Globalement, la hiérarchie sur le papier est respectée. Ils ont tous eu du temps maniable à part certains grains qu’il a fallu négocier. La météo a globalement permis de préserver les bateaux.
Vous avez une histoire mouvementée avec le Vendée Globe, votre implication dans l’équipe de Jean Le Cam ravive-t-elle votre flamme pour cette course?
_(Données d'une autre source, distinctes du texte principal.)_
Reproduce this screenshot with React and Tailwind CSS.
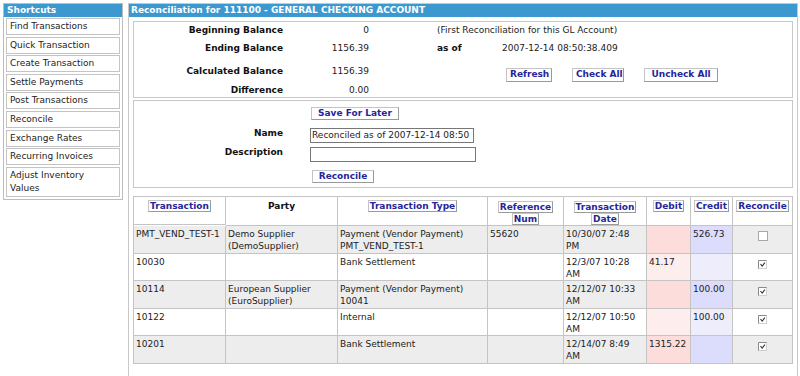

C’est sûr que ça donne envie. Je suis pragmatique, un Globe ça se prépare pendant quatre ans. Je les ai regardés partir avec envie, mais j’étais conscient que cette fois ce n’était pas pour moi. Je ne sais pas si je me relancerai un jour. Quand Jean m’a demandé d’être son remplaçant, je n’avais aucune envie de prendre sa place, car je sais ce que ça représente de mener une campagne Vendée pendant quatre ans. C’est son projet et j’étais heureux qu’il puisse prendre le départ. Depuis que mon IMOCA s’est cassé en deux, j’ai participé à plein de beaux projets : des records avec Francis (Joyon N.D.L.R.), des navigations dans le Grand Nord avec Mike (Horn N.D.L.R.) et bien sûr les Fêtes Maritimes de Brest qui m’ont demandé plus d’énergie que tout un Vendée Globe ! Pour dire vrai, je suis un peu usé de devoir me vendre. Je ne dis non à rien, mais je ne cours pas vers les projets, je les laisse venir.
©Olivier Blanche
Quel est votre plus beau souvenir sur cette compétition?
C’est mon arrivée aux Sables en 2012. J’ai été déclassé, car un type était monté sur mon bateau sans mon accord lorsque j’étais au mouillage près d’une île au sud de la Nouvelle-Zélande. Mais l’arrivée, elle était magique. À force de tourner, on pense que c’est normal, mais un tour du monde, ça reste un tour du monde.
Quel est votre regard sur les Suisses qui naviguent sur ce Vendée?
Je trouve ça bien qu’il y en ait autant. Justine se débrouille bien, mais elle va être assez handicapée par la perte de son J0. Alan a raté le coche en essayant de passer à travers la bulle avant le premier passage de l’équateur. Oliver – que je connais moins que les autres – trace son sillage avec des ambitions différentes. La route est encore longue et ils ont tous une carte à jouer.